Additionally, where international mobility is anticipated, such as in expatriate families or internationally posted military personnel, securing legal advice early on reduces uncertainty and mitigates the delays inherent in the REMO or Hague processes.

Policy Considerations and the Future of Enforcement

As family law continues to globalise, reforms are likely to evolve in this sector. There is increasing advocacy for simplifying and streamlining maintenance enforcement, particularly where children are adversely affected by delays. Digitalisation of the REMO process, broader reciprocal treaties post-Brexit, and more streamlined court-to-court communication are under discussion in both governmental and legal policy circles.

Additionally, broader use of international judicial networking (through EU Focal Points, Liaison Judges, and the European Judicial Network, where applicable) can help overcome administrative bottlenecks. Continued training for Central Authority personnel and court staff also enhances consistency in interpreting and applying foreign legal standards.

Conclusion

The enforcement of overseas child maintenance orders within the legal framework of England and Wales represents one of the more technically demanding facets of family law. Although the child’s welfare remains the guiding principle, legal practitioners must navigate complex inter-jurisdictional issues, statutory databases, treaty obligations, and procedural rigour to translate that principle into reality.

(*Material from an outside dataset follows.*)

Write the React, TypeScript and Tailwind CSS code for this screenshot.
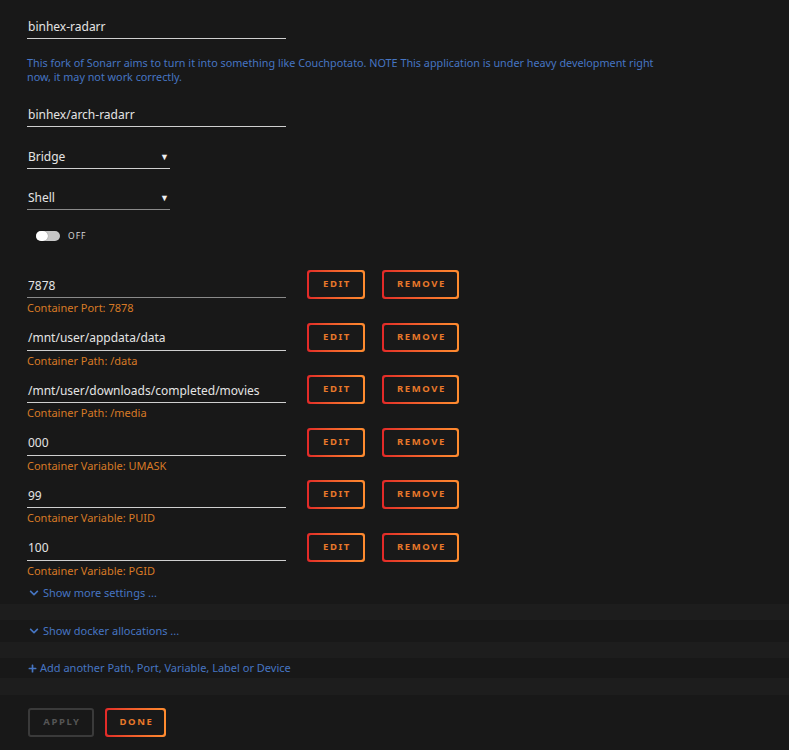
import { FaChevronDown, FaPlus } from 'react-icons/fa'

const mappings = [
  { host: '7878', label: 'Container Port: 7878', dim: true },
  { host: '/mnt/user/appdata/data', label: 'Container Path: /data' },
  { host: '/mnt/user/downloads/completed/movies', label: 'Container Path: /media' },
  { host: '000', label: 'Container Variable: UMASK' },
  { host: '99', label: 'Container Variable: PUID' },
  { host: '100', label: 'Container Variable: PGID' },
]

function GradientButton({ children, width }: { readonly children: React.ReactNode; readonly width: string }) {
  return (
    <div className={`${width} h-[29px] rounded-[3px] bg-gradient-to-r from-[#e22828] to-[#ff8c2f] p-[2px]`}>
      <div className="flex h-full w-full items-center justify-center rounded-[2px] bg-[#191919] pl-[2px] text-[9.5px] font-bold tracking-[1.6px] text-[#e8782a]">
        {children}
      </div>
    </div>
  )
}

function Field({ value, width = 'w-[259px]', dim, className = '' }: { readonly value: string; readonly width?: string; readonly dim?: boolean; readonly className?: string }) {
  return (
    <div
      className={`${width} ${className} flex h-[27px] items-center border-b ${dim ? 'border-[#8a8a8a]' : 'border-[#cfcfcf]'} pl-px pt-[3px] text-[12px] text-[#e4e4e4]`}
    >
      {value}
    </div>
  )
}

function Select({ value, dim, className = '' }: { readonly value: string; readonly dim?: boolean; readonly className?: string }) {
  return (
    <div
      className={`${className} flex h-[25px] w-[143px] items-center justify-between border-b ${dim ? 'border-[#8a8a8a]' : 'border-[#cfcfcf]'} pl-px pr-[1px] pt-[2px] text-[12px] text-[#e4e4e4]`}
    >
      <span>{value}</span>
      <span className="text-[9px] text-[#eeeeee]">▼</span>
    </div>
  )
}

export default function App() {
  return (
    <div className="min-h-[750px] w-[789px] bg-[#181818] font-['Noto_Sans',sans-serif]">
      <div className="h-[604px] pl-[27px] pt-[12px]">
        <Field value="binhex-radarr" />

        <p className="mt-[17px] w-[640px] text-[10.8px] leading-[14px] text-[#4675c2]">
          This fork of Sonarr aims to turn it into something like Couchpotato. NOTE This application is under heavy development right now, it may not work correctly.
        </p>

        <Field value="binhex/arch-radarr" className="mt-[16px]" />

        <Select value="Bridge" className="mt-[17px]" />
        <Select value="Shell" dim className="mt-[16px]" />

        <div className="mt-[13px] flex h-[26px] items-center gap-[8px] pl-[9px]">
          <div className="flex h-[10px] w-[24px] items-center rounded-full bg-[#c8c8c8]">
            <div className="h-[10px] w-[12px] rounded-full bg-white shadow-[0_0_1px_rgba(0,0,0,0.5)]" />
          </div>
          <span className="text-[8.5px] tracking-[1px] text-[#d8d8d8]">OFF</span>
        </div>

        <div className="mt-[21px]">
          {mappings.map((m) => (
            <div key={m.host} className="flex h-[52.5px] items-start">
              <div className="w-[259px] pt-px">
                <Field value={m.host} dim={m.dim} />
                <div className="mt-[3px] text-[11px] leading-[14px] text-[#d77a26]">{m.label}</div>
              </div>
              <div className="ml-[21px]">
                <GradientButton width="w-[58px]">EDIT</GradientButton>
              </div>
              <div className="ml-[17px]">
                <GradientButton width="w-[77px]">REMOVE</GradientButton>
              </div>
            </div>
          ))}
        </div>

        <div className="flex h-[16px] items-center gap-[4px] pl-[2px] text-[11px] text-[#4675c2]">
          <FaChevronDown className="h-[10px] w-[10px]" />
          <span>Show more settings ...</span>
        </div>
      </div>

      <div className="h-[16px] bg-[#1d1d1d]" />

      <div className="flex h-[22px] items-center gap-[4px] pl-[29px] text-[11px] text-[#4675c2]">
        <FaChevronDown className="h-[10px] w-[10px]" />
        <span>Show docker allocations ...</span>
      </div>

      <div className="h-[16px] bg-[#1d1d1d]" />

      <div className="flex h-[20px] items-center gap-[3px] pl-[28px] text-[11px] text-[#4675c2]">
        <FaPlus className="h-[9px] w-[9px]" />
        <span>Add another Path, Port, Variable, Label or Device</span>
      </div>

      <div className="h-[17px] bg-[#1d1d1d]" />

      <div className="flex gap-[11px] pl-[28px] pt-[13px]">
        <div className="flex h-[29px] w-[66px] items-center justify-center rounded-[3px] border-2 border-[#3a3a3a] pl-[2px] text-[9.5px] font-bold tracking-[1.6px] text-[#555555]">
          APPLY
        </div>
        <GradientButton width="w-[61px]">DONE</GradientButton>
      </div>
    </div>
  )
}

With a robust combination of international treaties, such as the Hague Convention 2007, the REMO infrastructure, and the enduring professionalism of legal practitioners, England and Wales are well-equipped to respond effectively to the procedural challenges arising from our increasingly international families. Still, proactive strategic planning, skilled legal representation, and continuous policy evolution remain key to ensuring children’s financial needs are met, regardless of where their parents reside.